[話題]税務大学校公開講座

 11月11日から17日は「税を考える週間」ということで,昨日,毎年この時期に行われる税務大学校和光校舎の公開講座を,13日に受講してきました。
国税庁HP「税を考える週間」
→ http://www.nta.go.jp/kohyo/katsudou/week/index.htm

 開講の挨拶に立たれたのは教頭の肥後治樹先生。かつて筑波大学大学院で,税理士向けに補佐人講座をご担当されていたとき,国税通則法をご講義いただきました。当時,見事なお髭をたくわえられていたのですが,国税庁に戻った際にきれいに剃られたのでしょうか,今日はお髭はありません。ただ,話し方はまったく変わっていなくて懐かしく思いました。
 初日の講座は,横浜国立大学大学院の岩崎政明教授による『これからの不動産税制――21世紀型不動産税制への改革の問題と方策』と國學院大学法学部の酒井克彦教授による『租税法条文の読み方――文理解釈か? 趣旨解釈か?』という,豪華な2本立てです。
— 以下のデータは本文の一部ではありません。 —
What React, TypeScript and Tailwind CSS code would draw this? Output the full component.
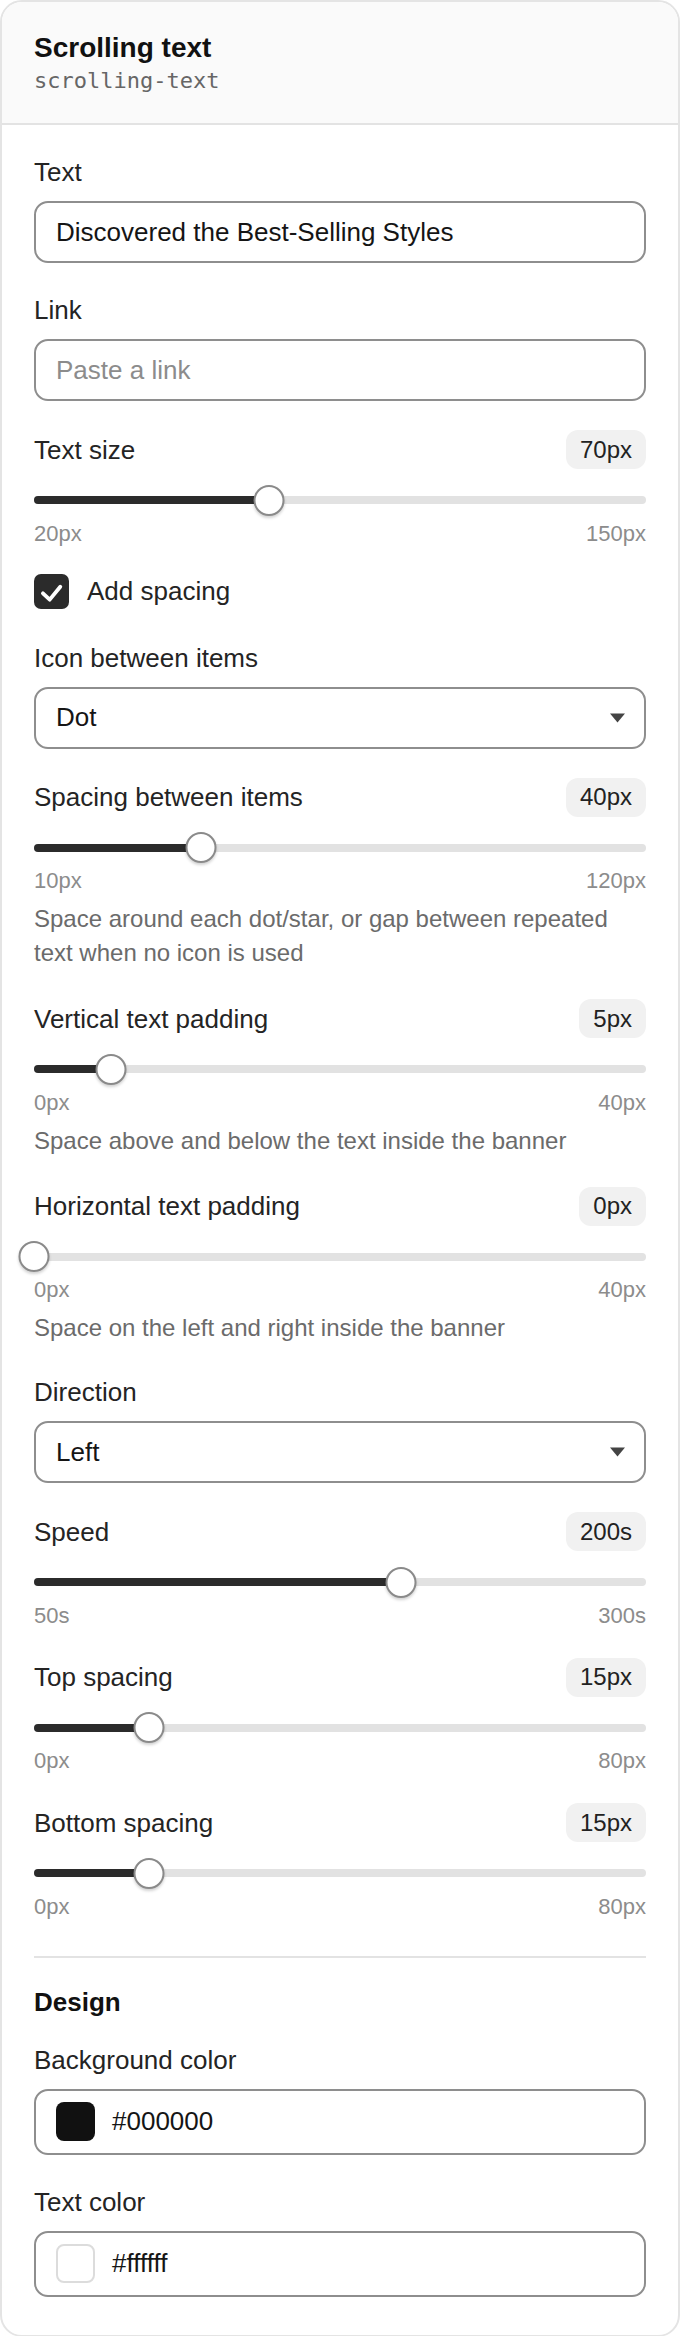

 岩崎教授は,「傷だらけになってしまったこの社会をどうすればいいか」という問題提起を鶴田浩二の「傷だらけの人生」の冒頭を語りながら,講義を始められました。そして,今日の講義の目的を「国家財政の建て直しを税制,とくに不動産税制から考える」と述べられ,バブル崩壊後の不動産税制の問題点を,どのように解決するかという視点で,いくつかの提言をご説明いただきました。主な 提言は,
不動産に対する譲渡所得税について,譲渡損失を損益通算できる制度の復活相続税は,遺産税方式への転換不動産取得税の廃止
土地の売買契約に係る印紙税,登記に係る登録免許税を定額化
(取引価格を根拠として課税するという方式をやめる)
などでした。とりわけ,譲渡損失の損益通算制度の復活などは,筆者も大いに賛成するものです。いずれも,実現は難しそうですが,「安定的で希望の持てる住環境を実現するための税負担」はどうあるべきかについての,岩崎教授の考え方はよく理解できました。

 続いて,酒井教授の登壇です。
 ここ数年,酒井教授の講義を年に2〜3回拝聴する機会に恵まれておりまして,その都度,刺激をいただいています。
 文理解釈と趣旨解釈(目的論的解釈)を語るにあたって,教授が引き合いに出されたのは,毎度おなじみの世田谷線松陰神社前駅そばの書店のたとえ話です。書店は,世田谷線の電車を待つ学生が立ち読みをしないように,「立読禁止」の貼紙があります。学生のAくんは,書棚の陰に隠れて立ち読みをします。Bくんは床に座って,本を読みます。Aくんの行為は法律違反,いわば脱税ですが,Bくんの行為は条文上,法律違反ではありません。ただ,この行為は,書店主がなぜ「立読禁止」の貼紙をしたかということ(法の趣旨)からみれば,明らかに違法です。つまり,趣旨解釈によって,Bくんの行為も脱税であると認定しなくては,法律が生かされないことになります。
 このたとえ話は,隠ぺい・仮装や,租税回避行為がテーマのときにも,引き合いに出されるくらいわかりやすく,一度,話題の書店に行ってみたいといつも思うのですが,まだ果たせておりません。今回は,この貼紙に(レジ回りは除く)という解除条件まで付いたのですが,どこまでが事実で,どこからが教授の創作なのかを検証するためにも,行く必要が高まってまいりました。
 ひととおり解釈論を講義された締め括りは,文理解釈で納税者を勝たせた「ホステス報酬に係る源泉徴収税額の計算において基礎控除額の算定方法が争われた訴訟」の最高裁判決と,目的論的解釈で課税庁を勝たせた「保険金の一時所得の計算において会社が負担した保険料は控除できるかが争われた訴訟」の最高裁判決のふたつです。
 どちらも,さまざまな判例批評が書かれており,課税実務に与える影響が大きな判決ですが,酒井教授は,後者の判決についても,目的論的解釈だけで判断しているのではなく,文理解釈を重要視していることを指摘して,「文理解釈が優先されること」を強調して,90分の講義を終えられました。酒井教授の講義では複数の判決を対比して論じることが多いのですが,取り上げる判決の対比の妙と言いますか,争点に対する視点やアプローチの違いに着目された解説は,いつも新しい知見に触れさせていただけるので,感謝しています。

 実は,明後日にも,また酒井教授のご講義を拝聴する機会をいただいておりまして,楽しみにしているところです。